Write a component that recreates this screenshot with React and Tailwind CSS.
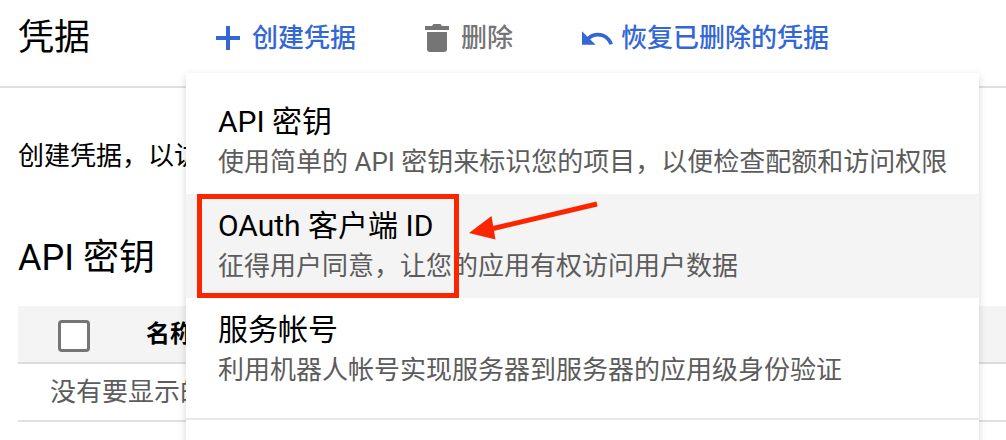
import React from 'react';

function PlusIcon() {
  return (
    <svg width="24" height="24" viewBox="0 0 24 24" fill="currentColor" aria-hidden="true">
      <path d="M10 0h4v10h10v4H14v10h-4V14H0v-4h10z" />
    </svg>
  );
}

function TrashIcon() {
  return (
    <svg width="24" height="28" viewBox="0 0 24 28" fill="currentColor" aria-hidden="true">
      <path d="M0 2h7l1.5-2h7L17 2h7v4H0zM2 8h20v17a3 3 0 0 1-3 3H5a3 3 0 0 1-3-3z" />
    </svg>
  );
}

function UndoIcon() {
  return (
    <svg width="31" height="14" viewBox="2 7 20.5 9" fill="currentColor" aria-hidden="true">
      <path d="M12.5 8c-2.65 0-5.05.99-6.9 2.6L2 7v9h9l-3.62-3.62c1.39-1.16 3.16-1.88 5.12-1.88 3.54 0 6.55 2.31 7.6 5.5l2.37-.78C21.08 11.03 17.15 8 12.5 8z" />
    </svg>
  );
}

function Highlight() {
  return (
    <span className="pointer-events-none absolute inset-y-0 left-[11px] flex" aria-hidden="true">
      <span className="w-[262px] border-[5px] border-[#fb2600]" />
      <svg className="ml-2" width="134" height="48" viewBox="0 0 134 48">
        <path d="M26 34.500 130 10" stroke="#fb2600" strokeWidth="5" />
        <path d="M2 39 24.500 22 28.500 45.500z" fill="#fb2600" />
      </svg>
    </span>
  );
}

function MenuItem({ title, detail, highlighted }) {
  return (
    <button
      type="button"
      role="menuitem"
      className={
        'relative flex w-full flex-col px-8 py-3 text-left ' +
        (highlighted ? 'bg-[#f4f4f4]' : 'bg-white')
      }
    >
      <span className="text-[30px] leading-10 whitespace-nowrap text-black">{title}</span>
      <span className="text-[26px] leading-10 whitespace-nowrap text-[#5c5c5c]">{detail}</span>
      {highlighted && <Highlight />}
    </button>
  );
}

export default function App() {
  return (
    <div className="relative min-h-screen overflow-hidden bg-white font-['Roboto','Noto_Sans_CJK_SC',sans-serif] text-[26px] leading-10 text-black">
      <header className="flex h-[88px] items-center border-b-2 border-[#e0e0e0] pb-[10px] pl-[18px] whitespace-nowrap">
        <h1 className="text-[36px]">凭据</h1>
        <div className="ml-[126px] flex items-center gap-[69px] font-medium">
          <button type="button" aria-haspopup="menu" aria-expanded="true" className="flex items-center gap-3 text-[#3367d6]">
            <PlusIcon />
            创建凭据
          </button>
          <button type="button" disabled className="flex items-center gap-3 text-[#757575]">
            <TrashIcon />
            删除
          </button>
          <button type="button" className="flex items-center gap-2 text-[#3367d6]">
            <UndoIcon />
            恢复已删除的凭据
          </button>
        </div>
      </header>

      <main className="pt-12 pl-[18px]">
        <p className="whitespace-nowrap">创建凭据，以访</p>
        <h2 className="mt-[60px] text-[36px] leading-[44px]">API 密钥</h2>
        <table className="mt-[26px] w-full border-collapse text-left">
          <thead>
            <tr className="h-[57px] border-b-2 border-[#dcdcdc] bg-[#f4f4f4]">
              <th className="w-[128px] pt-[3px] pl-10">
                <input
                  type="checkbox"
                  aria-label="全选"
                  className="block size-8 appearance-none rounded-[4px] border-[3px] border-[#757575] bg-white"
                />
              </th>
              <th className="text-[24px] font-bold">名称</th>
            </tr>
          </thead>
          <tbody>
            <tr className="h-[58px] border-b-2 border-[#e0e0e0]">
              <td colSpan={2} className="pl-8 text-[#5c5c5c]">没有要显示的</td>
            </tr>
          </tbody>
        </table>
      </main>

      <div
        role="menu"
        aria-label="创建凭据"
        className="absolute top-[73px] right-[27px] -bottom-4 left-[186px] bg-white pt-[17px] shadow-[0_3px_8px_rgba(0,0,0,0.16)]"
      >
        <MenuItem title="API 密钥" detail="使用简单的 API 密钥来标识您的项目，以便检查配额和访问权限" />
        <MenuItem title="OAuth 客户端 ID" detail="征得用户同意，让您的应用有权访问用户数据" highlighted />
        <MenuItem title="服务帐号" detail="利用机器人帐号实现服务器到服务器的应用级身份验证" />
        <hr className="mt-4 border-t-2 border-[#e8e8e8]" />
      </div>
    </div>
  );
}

• **Work required**
Transcribe the listing above verbatim. Omit the pictures.

• **Exercise answer**
Write a component that recreates this screenshot with React and Tailwind CSS.
import React from 'react';

function PlusIcon() {
  return (
    <svg width="24" height="24" viewBox="0 0 24 24" fill="currentColor" aria-hidden="true">
      <path d="M10 0h4v10h10v4H14v10h-4V14H0v-4h10z" />
    </svg>
  );
}

function TrashIcon() {
  return (
    <svg width="24" height="28" viewBox="0 0 24 28" fill="currentColor" aria-hidden="true">
      <path d="M0 2h7l1.5-2h7L17 2h7v4H0zM2 8h20v17a3 3 0 0 1-3 3H5a3 3 0 0 1-3-3z" />
    </svg>
  );
}

function UndoIcon() {
  return (
    <svg width="31" height="14" viewBox="2 7 20.5 9" fill="currentColor" aria-hidden="true">
      <path d="M12.5 8c-2.65 0-5.05.99-6.9 2.6L2 7v9h9l-3.62-3.62c1.39-1.16 3.16-1.88 5.12-1.88 3.54 0 6.55 2.31 7.6 5.5l2.37-.78C21.08 11.03 17.15 8 12.5 8z" />
    </svg>
  );
}

function Highlight() {
  return (
    <span className="pointer-events-none absolute inset-y-0 left-[11px] flex" aria-hidden="true">
      <span className="w-[262px] border-[5px] border-[#fb2600]" />
      <svg className="ml-2" width="134" height="48" viewBox="0 0 134 48">
        <path d="M26 34.500 130 10" stroke="#fb2600" strokeWidth="5" />
        <path d="M2 39 24.500 22 28.500 45.500z" fill="#fb2600" />
      </svg>
    </span>
  );
}

function MenuItem({ title, detail, highlighted }) {
  return (
    <button
      type="button"
      role="menuitem"
      className={
        'relative flex w-full flex-col px-8 py-3 text-left ' +
        (highlighted ? 'bg-[#f4f4f4]' : 'bg-white')
      }
    >
      <span className="text-[30px] leading-10 whitespace-nowrap text-black">{title}</span>
      <span className="text-[26px] leading-10 whitespace-nowrap text-[#5c5c5c]">{detail}</span>
      {highlighted && <Highlight />}
    </button>
  );
}

export default function App() {
  return (
    <div className="relative min-h-screen overflow-hidden bg-white font-['Roboto','Noto_Sans_CJK_SC',sans-serif] text-[26px] leading-10 text-black">
      <header className="flex h-[88px] items-center border-b-2 border-[#e0e0e0] pb-[10px] pl-[18px] whitespace-nowrap">
        <h1 className="text-[36px]">凭据</h1>
        <div className="ml-[126px] flex items-center gap-[69px] font-medium">
          <button type="button" aria-haspopup="menu" aria-expanded="true" className="flex items-center gap-3 text-[#3367d6]">
            <PlusIcon />
            创建凭据
          </button>
          <button type="button" disabled className="flex items-center gap-3 text-[#757575]">
            <TrashIcon />
            删除
          </button>
          <button type="button" className="flex items-center gap-2 text-[#3367d6]">
            <UndoIcon />
            恢复已删除的凭据
          </button>
        </div>
      </header>

      <main className="pt-12 pl-[18px]">
        <p className="whitespace-nowrap">创建凭据，以访</p>
        <h2 className="mt-[60px] text-[36px] leading-[44px]">API 密钥</h2>
        <table className="mt-[26px] w-full border-collapse text-left">
          <thead>
            <tr className="h-[57px] border-b-2 border-[#dcdcdc] bg-[#f4f4f4]">
              <th className="w-[128px] pt-[3px] pl-10">
                <input
                  type="checkbox"
                  aria-label="全选"
                  className="block size-8 appearance-none rounded-[4px] border-[3px] border-[#757575] bg-white"
                />
              </th>
              <th className="text-[24px] font-bold">名称</th>
            </tr>
          </thead>
          <tbody>
            <tr className="h-[58px] border-b-2 border-[#e0e0e0]">
              <td colSpan={2} className="pl-8 text-[#5c5c5c]">没有要显示的</td>
            </tr>
          </tbody>
        </table>
      </main>

      <div
        role="menu"
        aria-label="创建凭据"
        className="absolute top-[73px] right-[27px] -bottom-4 left-[186px] bg-white pt-[17px] shadow-[0_3px_8px_rgba(0,0,0,0.16)]"
      >
        <MenuItem title="API 密钥" detail="使用简单的 API 密钥来标识您的项目，以便检查配额和访问权限" />
        <MenuItem title="OAuth 客户端 ID" detail="征得用户同意，让您的应用有权访问用户数据" highlighted />
        <MenuItem title="服务帐号" detail="利用机器人帐号实现服务器到服务器的应用级身份验证" />
        <hr className="mt-4 border-t-2 border-[#e8e8e8]" />
      </div>
    </div>
  );
}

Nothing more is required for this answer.